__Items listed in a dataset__

* begin *

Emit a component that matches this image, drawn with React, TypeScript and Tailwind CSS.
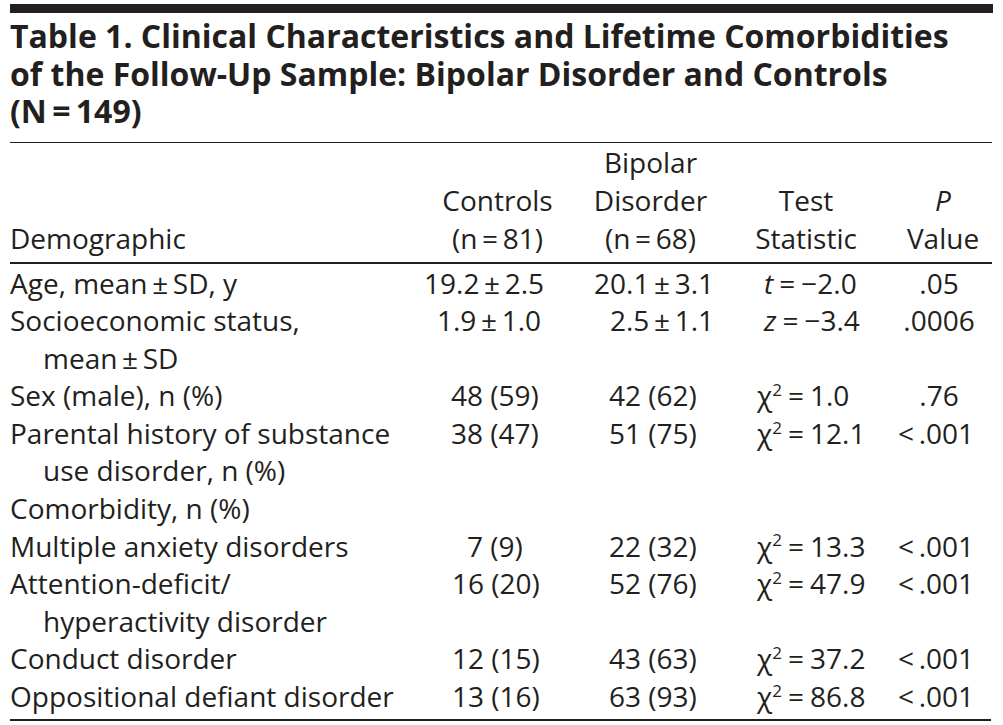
import React from "react";

type Cell = { v: React.ReactNode; c: string };
type Row = { label: React.ReactNode[]; cells?: Cell[] };

const T = "\u2009";
const Eq = () => <span className="mx-[6px]">=</span>;
const Chi = ({ n }: { n: string }) => (
  <>
    χ<sup className="text-[17px] top-[-0.6em]">2</sup>
    <Eq />
    {n}
  </>
);
const LT = <>&lt;{T}.001</>;
const P = "text-center pl-[24px] pr-[8px]";

const rows: Row[] = [
  {
    label: ["Age, mean\u2009±\u2009SD, y"],
    cells: [
      { v: <>19.2{T}±{T}2.5</>, c: "pl-[4px]" },
      { v: <>20.1{T}±{T}3.1</>, c: "pl-[14px]" },
      { v: <><i>t</i><Eq />−2.0</>, c: "pl-[19px]" },
      { v: ".05", c: P },
    ],
  },
  {
    label: ["Socioeconomic status,", "mean\u2009±\u2009SD"],
    cells: [
      { v: <>1.9{T}±{T}1.0</>, c: "pl-[17px]" },
      { v: <>2.5{T}±{T}1.1</>, c: "pl-[30px]" },
      { v: <><i>z</i><Eq />−3.4</>, c: "pl-[19px]" },
      { v: ".0006", c: P },
    ],
  },
  {
    label: ["Sex (male), n (%)"],
    cells: [
      { v: "48 (59)", c: "pl-[31px]" },
      { v: "42 (62)", c: "pl-[29px]" },
      { v: <Chi n="1.0" />, c: "pl-[12px]" },
      { v: ".76", c: P },
    ],
  },
  {
    label: ["Parental history of substance", "use disorder, n (%)"],
    cells: [
      { v: "38 (47)", c: "pl-[31px]" },
      { v: "51 (75)", c: "pl-[29px]" },
      { v: <Chi n="12.1" />, c: "pl-[12px]" },
      { v: LT, c: "pl-[28px]" },
    ],
  },
  { label: ["Comorbidity, n (%)"] },
  {
    label: ["Multiple anxiety disorders"],
    cells: [
      { v: "7 (9)", c: "pl-[47px]" },
      { v: "22 (32)", c: "pl-[29px]" },
      { v: <Chi n="13.3" />, c: "pl-[12px]" },
      { v: LT, c: "pl-[28px]" },
    ],
  },
  {
    label: ["Attention-deficit/", "hyperactivity disorder"],
    cells: [
      { v: "16 (20)", c: "pl-[32px]" },
      { v: "52 (76)", c: "pl-[29px]" },
      { v: <Chi n="47.9" />, c: "pl-[12px]" },
      { v: LT, c: "pl-[28px]" },
    ],
  },
  {
    label: ["Conduct disorder"],
    cells: [
      { v: "12 (15)", c: "pl-[32px]" },
      { v: "43 (63)", c: "pl-[29px]" },
      { v: <Chi n="37.2" />, c: "pl-[12px]" },
      { v: LT, c: "pl-[28px]" },
    ],
  },
  {
    label: ["Oppositional defiant disorder"],
    cells: [
      { v: "13 (16)", c: "pl-[32px]" },
      { v: "63 (93)", c: "pl-[29px]" },
      { v: <Chi n="86.8" />, c: "pl-[12px]" },
      { v: LT, c: "pl-[28px]" },
    ],
  },
];

const grid = "grid grid-cols-[410px_160px_165px_125px_122px]";

export default function App() {
  return (
    <div className="w-[1003px] h-[725px] bg-white text-[#231f20] font-['Open_Sans',sans-serif] pt-[4px] pl-[10px]">
      <div className="w-[983px]">
        <div className="h-[9px] bg-[#231f20]" />
        <h1 className="mt-[4px] font-bold text-[32px] leading-[37.5px]">
          Table 1. Clinical Characteristics and Lifetime Comorbidities
          <br />
          of the Follow-Up Sample: Bipolar Disorder and Controls
          <br />
          (N{T}={T}149)
        </h1>
        <div className="mt-[12px] h-[1.5px] bg-[#231f20] w-[982px]" />
        <div className="text-[28px] leading-[38px] w-[982px]">
          <div className={`${grid} items-end pb-[5px]`}>
            <div>Demographic</div>
            <div className="text-center pr-[5px]">
              Controls
              <br />
              (n{T}={T}81)
            </div>
            <div className="text-center pr-[24px]">
              Bipolar
              <br />
              Disorder
              <br />
              (n{T}={T}68)
            </div>
            <div className="text-center pr-[3px]">
              Test
              <br />
              Statistic
            </div>
            <div className="text-center pl-[24px]">
              <i>P</i>
              <br />
              Value
            </div>
          </div>
          <div className="h-[1.5px] bg-[#231f20]" />
          <div className="pt-[1px] leading-[37.6px]">
            {rows.map((r, i) => (
              <div key={i} className={grid}>
                <div>
                  {r.label.map((l, j) => (
                    <div key={j} className={j > 0 ? "pl-[33px]" : ""}>
                      {l}
                    </div>
                  ))}
                </div>
                {r.cells
                  ? r.cells.map((c, j) => (
                      <div key={j} className={`${c.c} whitespace-nowrap`}>
                        {c.v}
                      </div>
                    ))
                  : null}
              </div>
            ))}
          </div>
          <div className="mt-[3px] h-[2px] bg-[#231f20] w-[981px]" />
        </div>
      </div>
    </div>
  );
}
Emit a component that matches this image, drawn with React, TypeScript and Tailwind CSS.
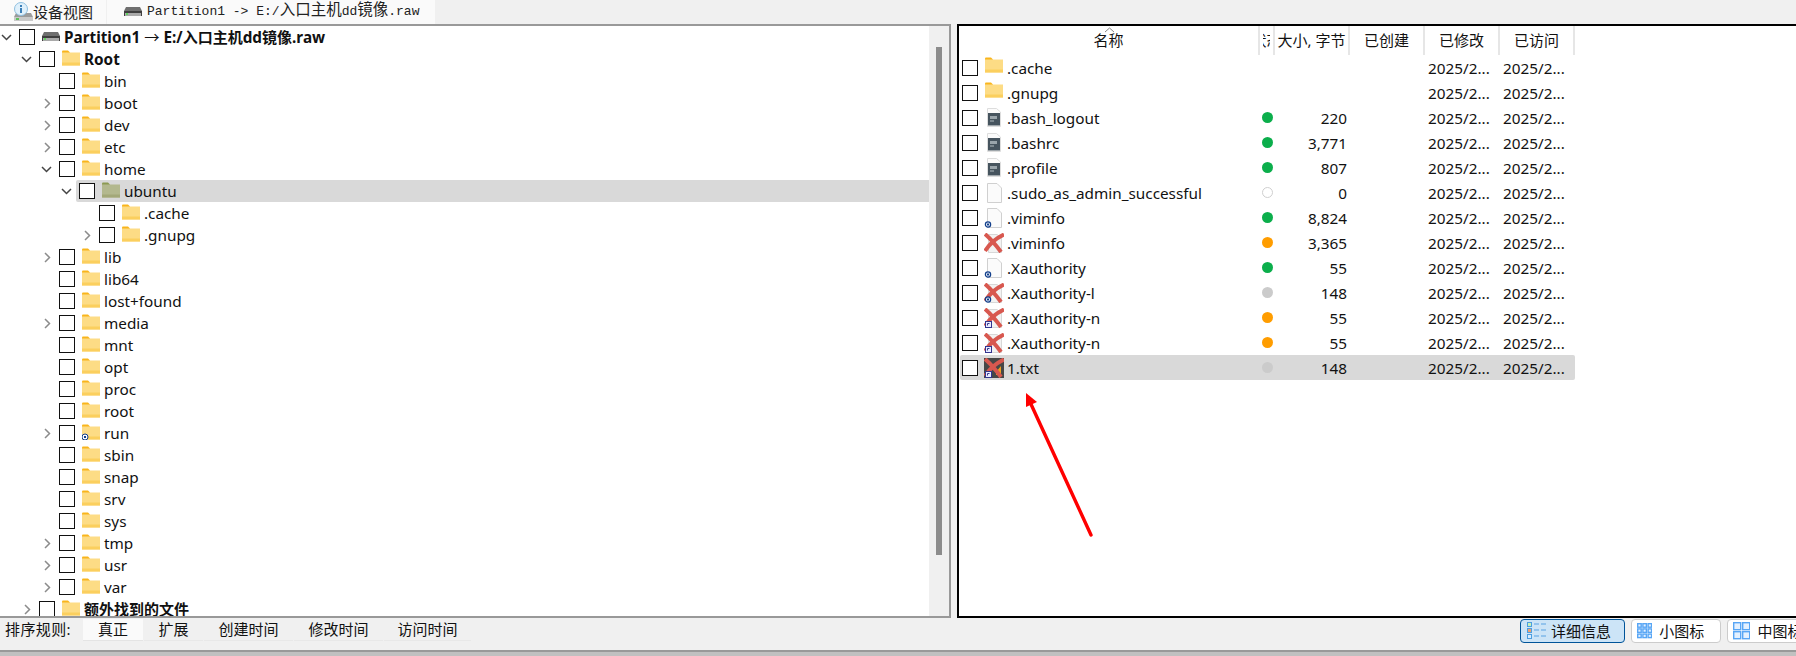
import React from "react";

const sans = "font-['Noto_Sans','Noto_Sans_CJK_SC',sans-serif]";

function Folder({ dim = false, dot = false }: { dim?: boolean; dot?: boolean }) {
  return (
    <svg width="18" height="16" viewBox="0 0 18 16" className="shrink-0">
      <path d="M0 1.5Q0 0.5 1 0.5H6L8 2.5V5H0Z" fill={dim ? "#8c9a52" : "#f9b51c"} />
      <rect x="0" y="2.5" width="18" height="13" fill={dim ? "#b3b88e" : "#fddc85"} />
      <rect x="0" y="12.5" width="18" height="3" fill={dim ? "#a3a878" : "#fbcf5e"} />
      {dot && (
        <g>
          <rect x="0" y="10" width="6" height="6" fill="#ffffff" stroke="#123f8c" strokeWidth="1" rx="3" />
          <rect x="2" y="12" width="2" height="2" fill="#123f8c" />
        </g>
      )}
    </svg>
  );
}

function Drive() {
  return (
    <svg width="18" height="10" viewBox="0 0 18 10" className="shrink-0">
      <path d="M2 0H16L18 4V9H0V4Z" fill="#6f6f6f" />
      <rect x="0" y="4" width="18" height="5" fill="#3f3f3f" />
      <rect x="1" y="6" width="16" height="3" fill="#a9a9a9" />
      <rect x="2" y="6" width="2" height="2" fill="#5fd35f" />
    </svg>
  );
}

function DeviceIcon() {
  return (
    <svg width="20" height="20" viewBox="0 0 20 20" className="shrink-0">
      <path d="M3 11H18L20 15V19H1V15Z" fill="#9b9b9b" />
      <rect x="1" y="15" width="19" height="4" fill="#c9c9c9" />
      <rect x="3" y="16" width="3" height="2" fill="#5fbf5f" />
      <circle cx="8" cy="7" r="6.5" fill="#dff0fb" stroke="#8fbfdf" />
      <rect x="7" y="6" width="2" height="5" fill="#3c7fb8" />
      <rect x="7" y="3" width="2" height="2" fill="#3c7fb8" />
    </svg>
  );
}

function Chevron({ open }: { open: boolean }) {
  return open ? (
    <svg width="11" height="7" viewBox="0 0 11 7" className="shrink-0">
      <path d="M1 1L5.5 5.5L10 1" fill="none" stroke="#444444" strokeWidth="1.5" />
    </svg>
  ) : (
    <svg width="7" height="11" viewBox="0 0 7 11" className="ml-[3px] shrink-0">
      <path d="M1 1L5.5 5.5L1 10" fill="none" stroke="#8c8c8c" strokeWidth="1.5" />
    </svg>
  );
}

function Check() {
  return <div className="h-4 w-4 shrink-0 border-[1.5px] border-[#111] bg-white" />;
}

const indent = ["w-[0px]", "w-[20px]", "w-[40px]", "w-[60px]", "w-[80px]"];

type TreeItem = {
  level: number;
  label: React.ReactNode;
  arrow?: "open" | "closed";
  bold?: boolean;
  kind?: "drive" | "dim" | "dot";
  active?: boolean;
};

const tree: TreeItem[] = [
  {
    level: 0,
    arrow: "open",
    bold: true,
    kind: "drive",
    label: (
      <>
        Partition1 <span className="font-normal">→</span> E:/<span className="text-[15px]">入口主机</span>dd
        <span className="text-[15px]">镜像</span>.raw
      </>
    ),
  },
  { level: 1, arrow: "open", bold: true, label: "Root" },
  { level: 2, label: "bin" },
  { level: 2, arrow: "closed", label: "boot" },
  { level: 2, arrow: "closed", label: "dev" },
  { level: 2, arrow: "closed", label: "etc" },
  { level: 2, arrow: "open", label: "home" },
  { level: 3, arrow: "open", label: "ubuntu", kind: "dim", active: true },
  { level: 4, label: ".cache" },
  { level: 4, arrow: "closed", label: ".gnupg" },
  { level: 2, arrow: "closed", label: "lib" },
  { level: 2, label: "lib64" },
  { level: 2, label: "lost+found" },
  { level: 2, arrow: "closed", label: "media" },
  { level: 2, label: "mnt" },
  { level: 2, label: "opt" },
  { level: 2, label: "proc" },
  { level: 2, label: "root" },
  { level: 2, arrow: "closed", label: "run", kind: "dot" },
  { level: 2, label: "sbin" },
  { level: 2, label: "snap" },
  { level: 2, label: "srv" },
  { level: 2, label: "sys" },
  { level: 2, arrow: "closed", label: "tmp" },
  { level: 2, arrow: "closed", label: "usr" },
  { level: 2, arrow: "closed", label: "var" },
  { level: 1, arrow: "closed", bold: true, label: <span className="text-[15px]">额外找到的文件</span> },
];

function TreeRow({ item }: { item: TreeItem }) {
  return (
    <div className="flex h-[22px] shrink-0 items-center">
      <div className={indent[item.level] + " shrink-0"} />
      <div className="flex w-4 shrink-0 items-center pl-px">
        {item.arrow && <Chevron open={item.arrow === "open"} />}
      </div>
      <div
        className={
          "flex h-[22px] flex-1 items-center rounded-l-[2px] pl-[3px] " + (item.active ? "bg-[#d9d9d9]" : "")
        }
      >
        <Check />
        {item.kind === "drive" ? (
          <div className="ml-[7px] flex w-[18px] shrink-0 items-center">
            <Drive />
          </div>
        ) : (
          <div className="ml-[7px] -mt-[2px] flex w-[18px] shrink-0 items-center">
            <Folder dim={item.kind === "dim"} dot={item.kind === "dot"} />
          </div>
        )}
        <span
          className={
            "ml-[4px] whitespace-nowrap text-[15.3px] leading-[22px] text-[#111] " + (item.bold ? "font-bold" : "")
          }
        >
          {item.label}
        </span>
      </div>
    </div>
  );
}

function Overlay({ kind }: { kind?: "dot" | "link" }) {
  if (kind === "dot")
    return (
      <g>
        <circle cx="4" cy="16.5" r="2.6" fill="#fff" stroke="#123f8c" strokeWidth="1.3" />
        <rect x="3" y="15.5" width="2" height="2" fill="#123f8c" />
      </g>
    );
  if (kind === "link")
    return (
      <g>
        <rect x="1.5" y="13.5" width="6" height="6" fill="#e8ecff" stroke="#34358f" strokeWidth="1" />
        <path d="M3.5 17.5V15.5H5.5" stroke="#34358f" strokeWidth="1" fill="none" />
      </g>
    );
  return null;
}

type Icon = "folder" | "script" | "page" | "x" | "dark";

function FileIcon({ icon, overlay }: { icon: Icon; overlay?: "dot" | "link" }) {
  if (icon === "folder")
    return (
      <div className="-mt-[5px] flex w-[18px] shrink-0 items-center">
        <Folder />
      </div>
    );
  return (
    <svg width="20" height="20" viewBox="0 0 20 20" className="-ml-px -mr-px shrink-0">
      {icon === "script" && (
        <g>
          <path d="M3.5 0.5H12.5L16.5 4V18.5H3.5Z" fill="#fbfbfb" stroke="#dddddd" />
          <rect x="4" y="5" width="12" height="12.5" fill="#46545e" />
          <rect x="6" y="8" width="7" height="3" fill="#9aa5ab" />
          <rect x="6" y="12" width="4" height="2" fill="#7c888f" />
        </g>
      )}
      {icon === "page" && <path d="M3.5 0.5H13L17.5 5V19.5H3.5Z" fill="#fbfbfb" stroke="#d0d0d0" />}
      {icon === "x" && <path d="M4.5 1.5H13L17.5 5V19.5H4.5Z" fill="#f2f2f2" stroke="#d8d8d8" />}
      {icon === "dark" && (
        <g>
          <rect x="0" y="0" width="20" height="20" fill="#474747" />
          <path d="M12 14L17 8V17H12Z" fill="#f0a020" />
        </g>
      )}
      {(icon === "x" || icon === "dark") && (
        <g fill="none" stroke="#d8584f" strokeWidth="4">
          <path d="M1 1Q9 8 17 19" />
          <path d="M20 1.5Q8 7 1 18" />
        </g>
      )}
      <Overlay kind={overlay} />
    </svg>
  );
}

type FileRow = {
  name: string;
  icon: Icon;
  overlay?: "dot" | "link";
  dot?: string;
  size?: string;
  active?: boolean;
};

const green = "bg-[#0bae4b]";
const orange = "bg-[#ff9d00]";
const gray = "bg-[#cbcbcb]";
const hollow = "bg-white border border-[#cfcfcf]";

const files: FileRow[] = [
  { name: ".cache", icon: "folder" },
  { name: ".gnupg", icon: "folder" },
  { name: ".bash_logout", icon: "script", dot: green, size: "220" },
  { name: ".bashrc", icon: "script", dot: green, size: "3,771" },
  { name: ".profile", icon: "script", dot: green, size: "807" },
  { name: ".sudo_as_admin_successful", icon: "page", dot: hollow, size: "0" },
  { name: ".viminfo", icon: "page", overlay: "dot", dot: green, size: "8,824" },
  { name: ".viminfo", icon: "x", dot: orange, size: "3,365" },
  { name: ".Xauthority", icon: "page", overlay: "dot", dot: green, size: "55" },
  { name: ".Xauthority-l", icon: "x", overlay: "dot", dot: gray, size: "148" },
  { name: ".Xauthority-n", icon: "x", overlay: "link", dot: orange, size: "55" },
  { name: ".Xauthority-n", icon: "x", overlay: "link", dot: orange, size: "55" },
  { name: "1.txt", icon: "dark", overlay: "link", dot: gray, size: "148", active: true },
];

function Row({ f }: { f: FileRow }) {
  return (
    <div className={"ml-px flex h-[25px] w-[615px] items-center rounded-[2px] " + (f.active ? "bg-[#d9d9d9]" : "")}>
      <div className="flex w-[300px] shrink-0 items-center pl-[2px]">
        <Check />
        <div className="ml-[7px] flex w-[18px] shrink-0 items-center">
          <FileIcon icon={f.icon} overlay={f.overlay} />
        </div>
        <span className="ml-[4px] whitespace-nowrap text-[15.3px] leading-[22px] text-[#111]">{f.name}</span>
      </div>
      <div className="flex w-[15px] shrink-0 pl-[2px]">{f.dot && <div className={"h-[11px] w-[11px] rounded-full " + f.dot} />}</div>
      <div className="w-[75px] shrink-0 pr-[3px] text-right text-[15.3px] leading-[22px] text-[#111]">{f.size}</div>
      <div className="w-[75px] shrink-0" />
      <div className="w-[75px] shrink-0 pl-[3px] text-[15.3px] leading-[22px] text-[#111]">2025/2...</div>
      <div className="w-[75px] shrink-0 pl-[3px] text-[15.3px] leading-[22px] text-[#111]">2025/2...</div>
    </div>
  );
}

function HeadCell({ w, children }: { w: string; children: React.ReactNode }) {
  return (
    <div
      className={
        w +
        " relative flex shrink-0 items-center justify-center overflow-hidden whitespace-nowrap border-r-2 border-[#e6e6e6] text-[15px] text-[#111]"
      }
    >
      {children}
    </div>
  );
}

function SortTab({ w, active, children }: { w: string; active?: boolean; children: React.ReactNode }) {
  return (
    <div
      className={
        w +
        " mr-px flex h-[22px] shrink-0 items-center justify-center text-[15px] text-[#111] " +
        (active ? "bg-[#fafafa] border-b border-[#e4e4e4]" : "border-b border-[#e8e8e8]")
      }
    >
      {children}
    </div>
  );
}

function GridIcon({ n, size, gap }: { n: number; size: number; gap: number }) {
  const rows = n === 3 ? 3 : 2;
  const cells: React.ReactNode[] = [];
  for (let y = 0; y < rows; y++)
    for (let x = 0; x < n; x++)
      cells.push(
        <rect
          key={x + "-" + y}
          x={0.7 + x * (size + gap)}
          y={0.7 + y * (size + gap)}
          width={size}
          height={size}
          fill="#e4f1ff"
          stroke="#58a6f5"
          strokeWidth="1.4"
        />
      );
  const s = n * size + (n - 1) * gap + 1.4;
  const h = rows * size + (rows - 1) * gap + 1.4;
  return (
    <svg width={s} height={h} viewBox={`0 0 ${s} ${h}`} className="shrink-0">
      {cells}
    </svg>
  );
}

function DetailsIcon() {
  return (
    <svg width="19" height="18" viewBox="0 0 19 18" className="shrink-0">
      <rect x="0.5" y="0.5" width="4" height="4" fill="#c6f0b8" stroke="#4c9fe0" />
      <rect x="0.5" y="6.5" width="4" height="4" fill="#f0a070" stroke="#4c9fe0" />
      <rect x="0.5" y="12.5" width="4" height="4" fill="#d8ebff" stroke="#4c9fe0" />
      <path d="M7 2H12M14 2H19M7 8H12M14 8H19M7 14H12M14 14H19" stroke="#7fb8ea" strokeWidth="1.4" />
    </svg>
  );
}

export default function App() {
  return (
    <div className={"relative flex h-[656px] w-[1796px] flex-col overflow-hidden bg-[#f0f0f0] " + sans}>
      <div className="flex h-6 shrink-0">
        <div className="flex w-[106px] items-center bg-[#fafafa] pl-[13px]">
          <DeviceIcon />
          <span className="text-[15px] text-[#222]">设备视图</span>
        </div>
        <div className="ml-px flex w-[328px] items-center bg-[#fafafa] pl-[17px]">
          <div className="w-[18px] shrink-0">
            <Drive />
          </div>
          <span className="ml-[5px] whitespace-nowrap font-['Liberation_Mono','Noto_Sans_CJK_SC',monospace] text-[13px] text-[#222]">
            Partition1 -&gt; E:/<span className="text-[15.5px]">入口主机</span>dd<span className="text-[15.5px]">镜像</span>.raw
          </span>
        </div>
      </div>

      <div className="flex h-[594px] shrink-0">
        <div className="flex h-full w-[951px] shrink-0 border-y-2 border-r-2 border-[#999999]">
          <div className="flex w-[929px] shrink-0 flex-col overflow-hidden bg-white">
            {tree.map((item, i) => (
              <TreeRow key={i} item={item} />
            ))}
          </div>
          <div className="w-5 shrink-0 bg-[#f0f0f0]">
            <div className="mx-auto mt-[21px] h-[508px] w-1.5 bg-[#8c8c8c]" />
          </div>
        </div>

        <div className="ml-1.5 flex-1 border-y-2 border-l-2 border-black bg-white">
          <div className="flex h-[29px]">
            <HeadCell w="w-[301px]">
              <svg width="11" height="6" viewBox="0 0 11 6" className="absolute left-[145px] top-[1px]">
                <path d="M1 5L5.5 1L10 5" fill="none" stroke="#888888" />
              </svg>
              <span>名称</span>
            </HeadCell>
            <HeadCell w="w-[15px]">
              <span className="flex w-[7px] justify-center overflow-hidden">状态</span>
            </HeadCell>
            <HeadCell w="w-[75px]">大小, 字节</HeadCell>
            <HeadCell w="w-[75px]">已创建</HeadCell>
            <HeadCell w="w-[75px]">已修改</HeadCell>
            <HeadCell w="w-[75px]">已访问</HeadCell>
          </div>
          {files.map((f, i) => (
            <Row key={i} f={f} />
          ))}
        </div>
      </div>

      <div className="flex h-8 shrink-0 items-start overflow-hidden">
        <div className="flex h-[23px] w-[83px] shrink-0 items-center pl-[5px] text-[15px] tracking-[0.4px] text-[#111]">排序规则:</div>
        <div className="mt-px flex shrink-0">
          <SortTab w="w-[60px]" active>
            真正
          </SortTab>
          <SortTab w="w-[59px]">扩展</SortTab>
          <SortTab w="w-[89px]">创建时间</SortTab>
          <SortTab w="w-[89px]">修改时间</SortTab>
          <SortTab w="w-[87px]">访问时间</SortTab>
        </div>
        <div className="ml-[1048px] mt-px flex shrink-0 gap-1.5">
          <div className="flex h-6 w-[105px] shrink-0 items-center rounded-[4px] border border-[#005499] bg-[#cce4f7] pl-[6px] text-[15px] text-[#111]">
            <DetailsIcon />
            <span className="ml-[5px]">详细信息</span>
          </div>
          <div className="flex h-6 w-[90px] shrink-0 items-center rounded-[4px] border border-[#cccccc] bg-white pl-[5px] text-[15px] text-[#111]">
            <GridIcon n={3} size={3.5} gap={1.7} />
            <span className="ml-[7px]">小图标</span>
          </div>
          <div className="flex h-6 w-[100px] shrink-0 items-center rounded-[4px] border border-[#cccccc] bg-white pl-[5px] text-[15px] text-[#111]">
            <GridIcon n={2} size={7} gap={2} />
            <span className="ml-[7px]">中图标</span>
          </div>
        </div>
      </div>
      <div className="h-1.5 shrink-0 border-t-2 border-[#999999] bg-[#c0c0c0]" />

      <svg width="80" height="150" viewBox="0 0 80 150" className="absolute left-[1020px] top-[390px]">
        <path d="M71 145L10 12" stroke="#ff0000" strokeWidth="3.4" strokeLinecap="round" fill="none" />
        <path d="M6 3L17 12L6 17Z" fill="#ff0000" />
      </svg>
    </div>
  );
}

* end *

__Set task__
Copy exactly the lines from the first line of the records above through the line with "React.ReactNode[]; cells?: Cell[]", both included, and nothing else. Pictures stay out.

__Final result__
Emit a component that matches this image, drawn with React, TypeScript and Tailwind CSS.
import React from "react";

type Cell = { v: React.ReactNode; c: string };
type Row = { label: React.ReactNode[]; cells?: Cell[] };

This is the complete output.